In my opinion, it’s telling us that competition in the LLM space is accelerating and it’s anybody’s game right now. It’s important enough of a space that companies are willing to pay for exposure and squeeze out the competition.

I’ve interpreted your comment as “llm has no value so the providers are paying for people to use it”, which is, naive at best



> “llm has no value so the providers are paying for people to use it”,

I feel like for that to have been even possible to understand from that comment, then "not the other way around" couldn't have been there. If authors opinion was that LLMs has no value, why'd Telegram pay to use Grok?

Maybe I'm just used to reading between the lines, but I think parents comment strike a fine balance between saying too much, saying enough and saying too little. It's understandable what they mean, if you read the full comment. Not everything has to be explicitly spelled out for the lowest common denominator.


They pretty much did say “not the other way around” with

“If these offerings were so great wouldn't we all be clamoring for it?”

The entire question is flawed.

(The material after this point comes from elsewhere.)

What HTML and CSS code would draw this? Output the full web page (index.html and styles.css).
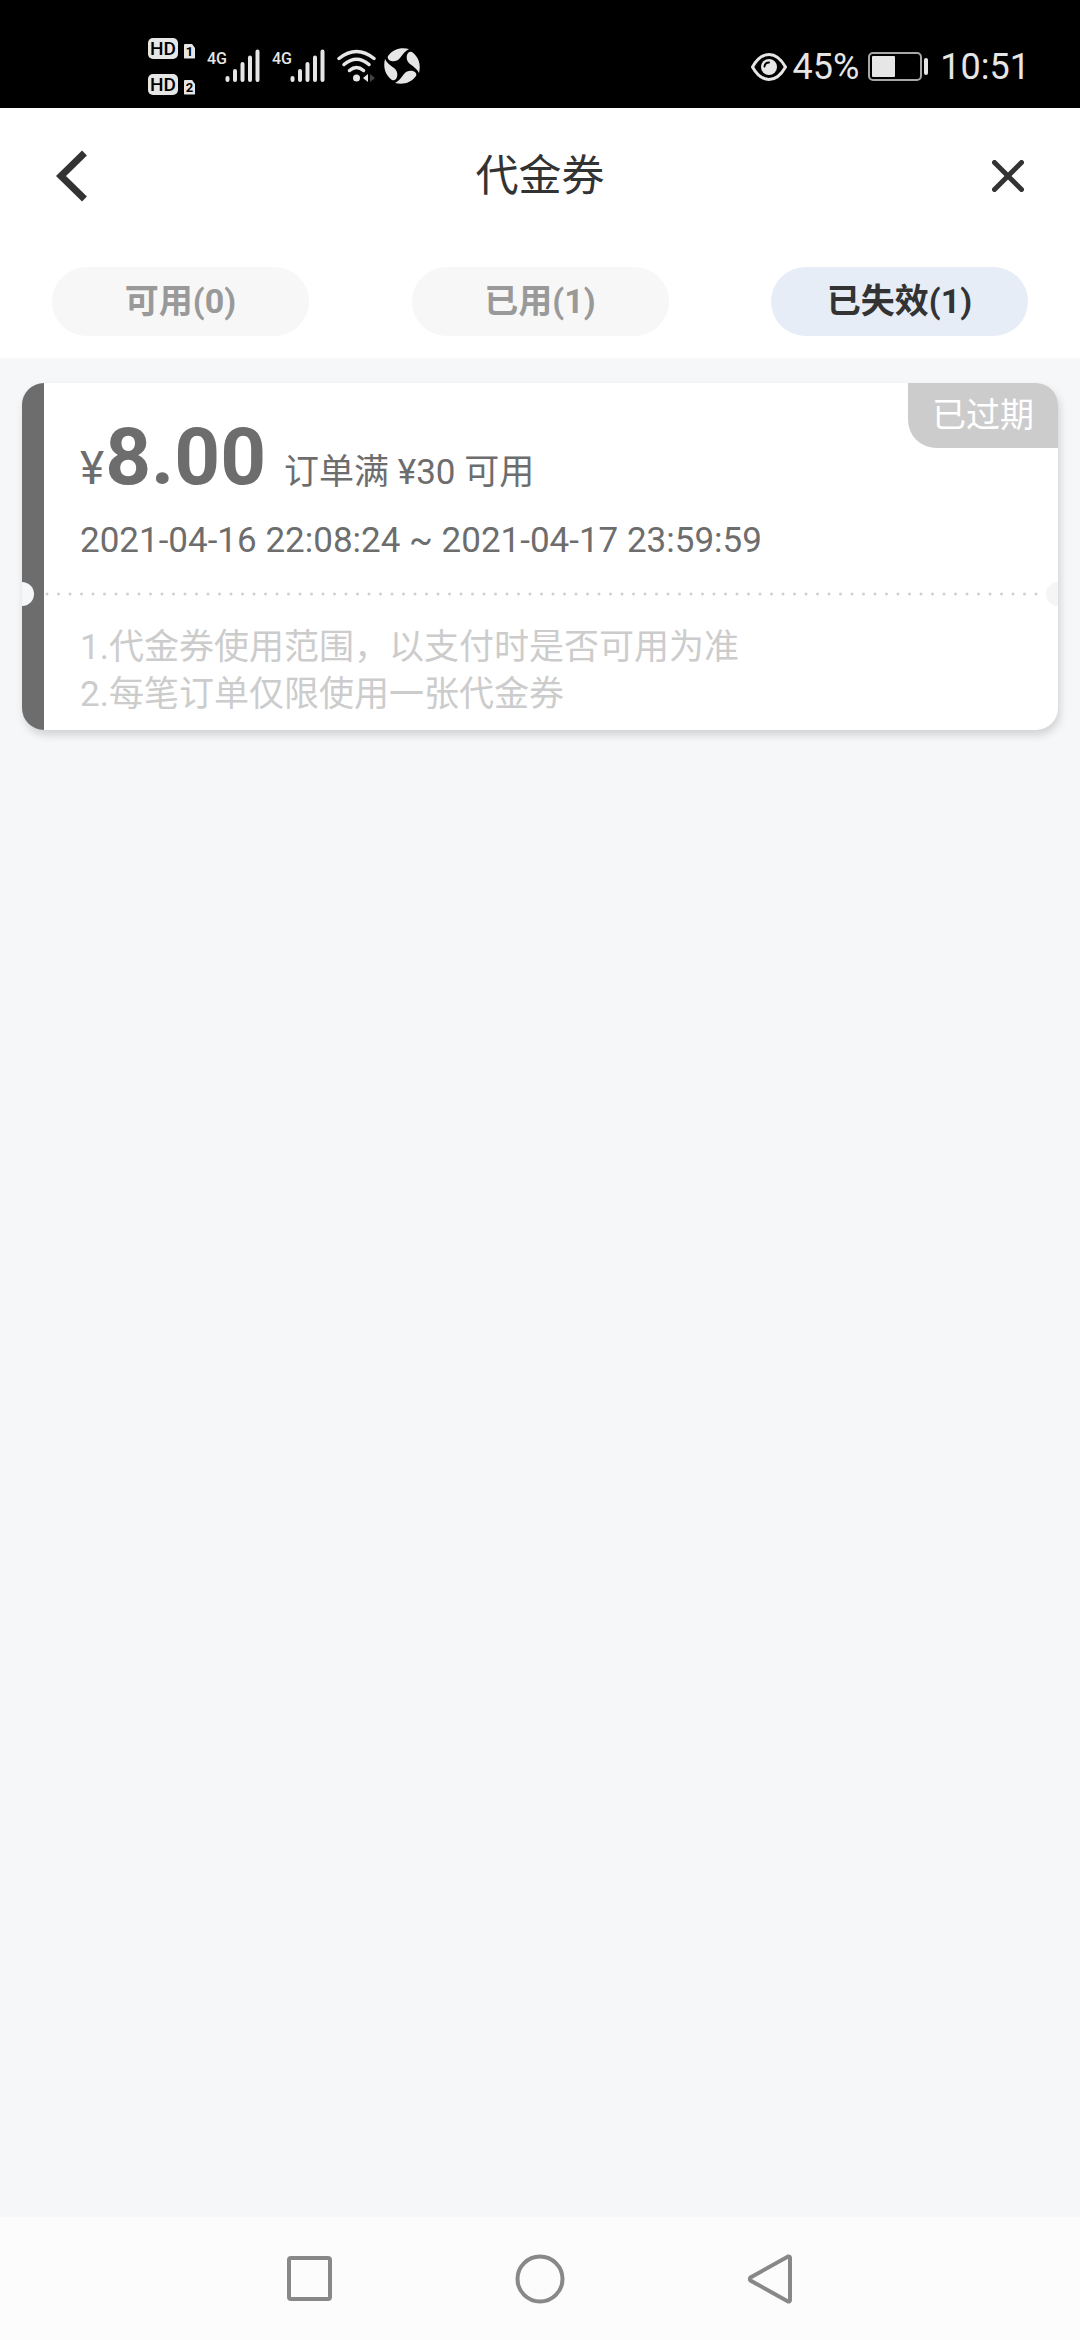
FILE: index.html
```html
<!DOCTYPE html>
<html lang="zh-CN">
<head>
  <meta charset="UTF-8" />
  <meta name="viewport" content="width=device-width, initial-scale=1.0" />
  <title>代金券</title>
  <link rel="stylesheet" href="styles.css">
</head>
<body>
  <div class="status-bar">
    <div class="status-left">
      <div class="hd-list">
        <div class="hd-row"><span class="hd">HD</span><span class="sim">1</span></div>
        <div class="hd-row"><span class="hd">HD</span><span class="sim">2</span></div>
      </div>
      <svg class="signal" width="53" height="34" viewBox="0 0 53 34">
        <text x="0" y="15">4G</text>
        <path d="M20.500 29v2M28 22v9M35.500 15v16M43 8.500v22.500M50.500 2.500v28.500" />
      </svg>
      <svg class="signal" width="53" height="34" viewBox="0 0 53 34">
        <text x="0" y="15">4G</text>
        <path d="M20.500 29v2M28 22v9M35.500 15v16M43 8.500v22.500M50.500 2.500v28.500" />
      </svg>
      <div class="status-icons">
        <svg width="39" height="34" viewBox="0 0 39 34">
          <g fill="none" stroke="#e6e6e6" stroke-width="3.500" stroke-linecap="round">
            <path d="M2 9.500Q19.500-4.500 37 9.500" />
            <path d="M7 15.500Q19.500 5 32 15.500" />
            <path d="M12.500 21.500Q19.500 15.500 26.500 21.500" />
          </g>
          <circle cx="19.500" cy="29" r="3.500" fill="#e6e6e6" />
          <path d="M31 25v8l-5-4z" fill="#e6e6e6" />
          <path d="M33 25l5 4-5 4z" fill="#444" />
        </svg>
        <svg width="36" height="36" viewBox="-18 -18 36 36" fill="#e6e6e6">
          <path d="M-14-10C-9-17-1-19 7-17C3-15 1-12-2-8C-5-4-10-4-13-6Q-15-8-14-10z" />
          <path d="M-14-10C-9-17-1-19 7-17C3-15 1-12-2-8C-5-4-10-4-13-6Q-15-8-14-10z" transform="rotate(90)" />
          <path d="M-14-10C-9-17-1-19 7-17C3-15 1-12-2-8C-5-4-10-4-13-6Q-15-8-14-10z" transform="rotate(180)" />
          <path d="M-14-10C-9-17-1-19 7-17C3-15 1-12-2-8C-5-4-10-4-13-6Q-15-8-14-10z" transform="rotate(270)" />
        </svg>
      </div>
    </div>
    <div class="status-right">
      <svg width="36" height="28" viewBox="0 0 36 28">
        <path d="M1.500 14C6 6 12 1.500 18 1.500S30 6 34.500 14C30 22 24 26.500 18 26.500S6 22 1.500 14z" fill="none" stroke="#e6e6e6" stroke-width="3" />
        <circle cx="18" cy="14" r="8" fill="#e6e6e6" />
        <path d="M13.500 13.500Q14 9.500 18 9.500" fill="none" stroke="#000" stroke-width="2" stroke-linecap="round" />
      </svg>
      <span class="percent">45%</span>
      <svg class="battery" width="60" height="30" viewBox="0 0 60 30">
        <rect x="1" y="1" width="52" height="27" rx="4" fill="none" stroke="#a5a8a5" stroke-width="2" />
        <rect x="4" y="4" width="23" height="21" rx="1" fill="#e6e6e6" />
        <rect x="56" y="6" width="4" height="17" rx="2" fill="#e6e6e6" />
      </svg>
      <span>10:51</span>
    </div>
  </div>

  <header class="header">
    <div class="title-bar">
      <button class="icon-btn" type="button" aria-label="返回">
        <svg width="32" height="52" viewBox="0 0 32 52"><path d="M28.500 3L5 26l23.500 23" stroke-width="7" /></svg>
      </button>
      <h1>代金券</h1>
      <button class="icon-btn" type="button" aria-label="关闭">
        <svg width="32" height="32" viewBox="0 0 32 32"><path d="M2.500 2.500l27 27M29.500 2.500l-27 27" stroke-width="5" stroke-linecap="round" /></svg>
      </button>
    </div>
    <nav class="tabs">
      <button class="tab" type="button">可用(0)</button>
      <button class="tab" type="button">已用(1)</button>
      <button class="tab active" type="button">已失效(1)</button>
    </nav>
  </header>

  <main class="content">
    <article class="coupon">
      <span class="tag">已过期</span>
      <div class="summary">
        <div class="amount"><span class="currency">¥</span><strong>8.00</strong></div>
        <div class="condition">订单满 ¥30 可用</div>
      </div>
      <div class="period">2021-04-16 22:08:24 ~ 2021-04-17 23:59:59</div>
      <div class="divider">
        <svg width="100%" height="4"><line x1="3" y1="2" x2="100%" y2="2" /></svg>
      </div>
      <div class="notes">
        <p>1.代金券使用范围，以支付时是否可用为准</p>
        <p>2.每笔订单仅限使用一张代金券</p>
      </div>
    </article>
  </main>

  <footer class="nav-bar">
    <button type="button" aria-label="最近任务">
      <svg width="52" height="52" viewBox="0 0 52 52"><rect x="5" y="5" width="41" height="41" rx="2" /></svg>
    </button>
    <button type="button" aria-label="主屏幕">
      <svg width="52" height="52" viewBox="0 0 52 52"><circle cx="26" cy="26" r="22.500" /></svg>
    </button>
    <button type="button" aria-label="返回">
      <svg width="52" height="52" viewBox="0 0 52 52"><path d="M44 3.500a1.500 1.500 0 0 1 2 1.500v42a1.500 1.500 0 0 1-2 1.500L6.500 27.500a2 2 0 0 1 0-3z" /></svg>
    </button>
  </footer>
</body>
</html>
```
FILE: styles.css
```css
* {
  box-sizing: border-box;
}
body {
  display: flex;
  flex-direction: column;
  min-height: 100vh;
  margin: 0;
  background-color: #f5f7f9;
  color: #333;
  font-family: Roboto, "Noto Sans CJK SC", sans-serif;
  font-size: 35px;
}
button {
  padding: 0;
  border: none;
  background: none;
  color: inherit;
  font: inherit;
  cursor: pointer;
}
svg {
  display: block;
}
h1, p {
  margin: 0;
}

/* status bar */
.status-bar {
  display: flex;
  justify-content: space-between;
  height: 108px;
  padding: 24px 50px 0 148px;
  background-color: #000;
  color: #e6e6e6;
}
.status-left, .status-right, .status-icons, .hd-row {
  display: flex;
  align-items: center;
}
.status-left {
  gap: 12px;
}
.status-icons {
  gap: 8px;
}
.hd-list {
  display: grid;
  gap: 15px;
}
.hd-row {
  align-items: flex-end;
  gap: 6px;
}
.hd, .sim {
  background-color: #e6e6e6;
  color: #000;
  text-align: center;
}
.hd {
  width: 30px;
  border-radius: 5px;
  font-size: 19px;
  font-weight: 500;
  line-height: 21px;
}
.sim {
  width: 11px;
  border-radius: 1px;
  clip-path: polygon(0 0, 70% 0, 100% 30%, 100% 100%, 0 100%);
  font-size: 13px;
  font-weight: 700;
  line-height: 15px;
}
.signal text {
  fill: #e6e6e6;
  font-size: 16px;
  font-weight: 500;
}
.signal path {
  fill: none;
  stroke: #e6e6e6;
  stroke-width: 4;
  stroke-linecap: round;
}
.status-right {
  padding-top: 2px;
  font-size: 36px;
}
.percent {
  margin-left: 6px;
}
.battery {
  margin: 0 12px 0 9px;
}

/* header */
.header {
  padding-bottom: 22px;
  background-color: #fff;
}
.title-bar {
  display: flex;
  align-items: center;
  justify-content: space-between;
  height: 136px;
  padding: 0 56px;
}
.title-bar h1 {
  padding-bottom: 8px;
  font-size: 43px;
  font-weight: 400;
}
.icon-btn path {
  fill: none;
  stroke: #333;
}
.tabs {
  display: flex;
  justify-content: space-between;
  margin-top: 23px;
  padding: 0 52px;
}
.tab {
  width: 257px;
  height: 69px;
  padding-bottom: 6px;
  border-radius: 35px;
  background-color: #f7f7f7;
  color: #999;
  font-size: 34px;
  font-weight: 700;
}
.tab.active {
  background-color: #e6edf6;
  color: #333;
}

/* coupon */
.content {
  flex: 1;
  padding: 25px 22px;
}
.coupon {
  position: relative;
  padding: 34px 0 12px;
  border-left: 22px solid #6d6d6d;
  border-radius: 22px;
  background-color: #fff;
  box-shadow: 2px 5px 8px rgba(0, 0, 0, 0.15);
  color: #6d6d6d;
  line-height: 47px;
}
.tag {
  position: absolute;
  top: 0;
  right: 0;
  padding: 0 24px;
  border-radius: 0 22px 0 28px;
  background-color: #ccc;
  color: #fff;
  font-size: 34px;
  line-height: 65px;
}
.summary {
  display: flex;
  align-items: baseline;
  gap: 18px;
  padding-left: 36px;
}
.amount, .currency {
  line-height: 46px;
}
.currency {
  margin-right: 1px;
  font-size: 46px;
}
.amount strong {
  font-size: 80px;
  line-height: 80px;
}
.period {
  margin-top: 20px;
  padding-left: 36px;
}
.divider {
  position: relative;
  margin: 28px 12px 28px 0;
}
.divider line {
  stroke: #d0d0d0;
  stroke-width: 3;
  stroke-linecap: round;
  stroke-dasharray: 0 11.5;
}
/* punched notches on both edges */
.divider::before, .divider::after {
  content: "";
  position: absolute;
  top: -10px;
  width: 12px;
  height: 24px;
}
.divider::before {
  left: -22px;
  border-radius: 0 12px 12px 0;
  background-color: #f5f7f9;
}
.divider::after {
  right: -12px;
  border-radius: 12px 0 0 12px;
  background-color: #f5f5f5;
}
.notes {
  padding-left: 36px;
  color: #ccc;
}

/* navigation bar */
.nav-bar {
  display: flex;
  align-items: center;
  justify-content: center;
  gap: 178px;
  height: 123px;
  background-color: #fcfcfc;
}
.nav-bar svg {
  fill: none;
  stroke: #888;
  stroke-width: 4;
}
```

It’s a rhetorical question and the implication is “these offerings are not so great and we aren’t clamoring for it”.

I’d argue we are clamoring for it, and we have a lot of options here and they are all great options.

But since the rhetorical question is flawed you now have nothing to anchor on to know exactly what OP meant because if they are flawed here that means whatever they meant in the first half of the comment is also likely flawed.

Maybe you’re not as good at reading between the lines, or the line in general, as much as you think you are and you’re actually the LCD that would be served by a deeper comment.

The whole point of the comment is that it is “telling” of something but the commenter at this point could come back and basically go in any direction. That’s an indication the comment is not saying enough…


That's an interesting way of looking at it thanks for sharing. In that way it's similar to Google paying to be the default search engine in Firefox or on iOS. They _did_ have the best search engine at the time but they still paid platforms to have it embedded as a default option.